Russia said on Sunday that its forces had captured the eastern Ukrainian village of Orikhovo-Vasylivka, near the strategic military hub of Chasiv Yar that Moscow is attempting to seize.

There is intensive fighting in the frontline town of Chasiv Yar, one of the last remaining urban areas blocking Russia from advancing further into the region, according to Russian military bloggers.

The Russian defence ministry said in a daily briefing that ‘as a result of decisive attack actions, the South group of troops liberated the settlement of Orekhovo-Vasilevka in the Donetsk region,’ using the Russian name for the village.

Orikhovo-Vasylivka is located around 10 kilometres north of Chasiv Yar and near the road to the Ukraine-held city of Sloviansk.

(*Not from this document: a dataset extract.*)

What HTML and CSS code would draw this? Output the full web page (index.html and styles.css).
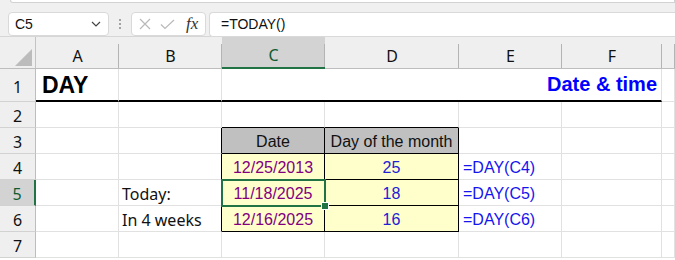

The latest advance comes as Russian troops are pushing further into the Donetsk region. They claimed the key mining town of Toretsk on Friday, while Ukraine denies Moscow troops are in full control there.

Ukraine’s Khortytsia army unit, which is fighting in the area, said Sunday that it had repelled attacks in the areas of Chasiv Yar and Toretsk and shot down a Russian military jet near Toretsk.

Ukraine’s air force said that overnight Russia had attacked six regions with 151 drones, of which it shot down 70 while a further 74 were lost ‘without negative consequences’.

Russia’s defence ministry said it had destroyed 35 Ukrainian drones overnight and one in the northwestern Leningrad region on Sunday morning.

Meanwhile, the Kremlin on Sunday declined to confirm or deny a US report of a phone call between US president Donald Trump and Russian president Vladimir Putin.

Washington and Moscow have not officially confirmed any communication between the leaders since Trump took office on a pledge to swiftly end the Ukraine fighting.

The New York Post late Saturday reported that Trump told the publication he had spoken on the phone to Putin to discuss bringing an end to the conflict in Ukraine and the Russian told him he ‘wants to see people stop dying’.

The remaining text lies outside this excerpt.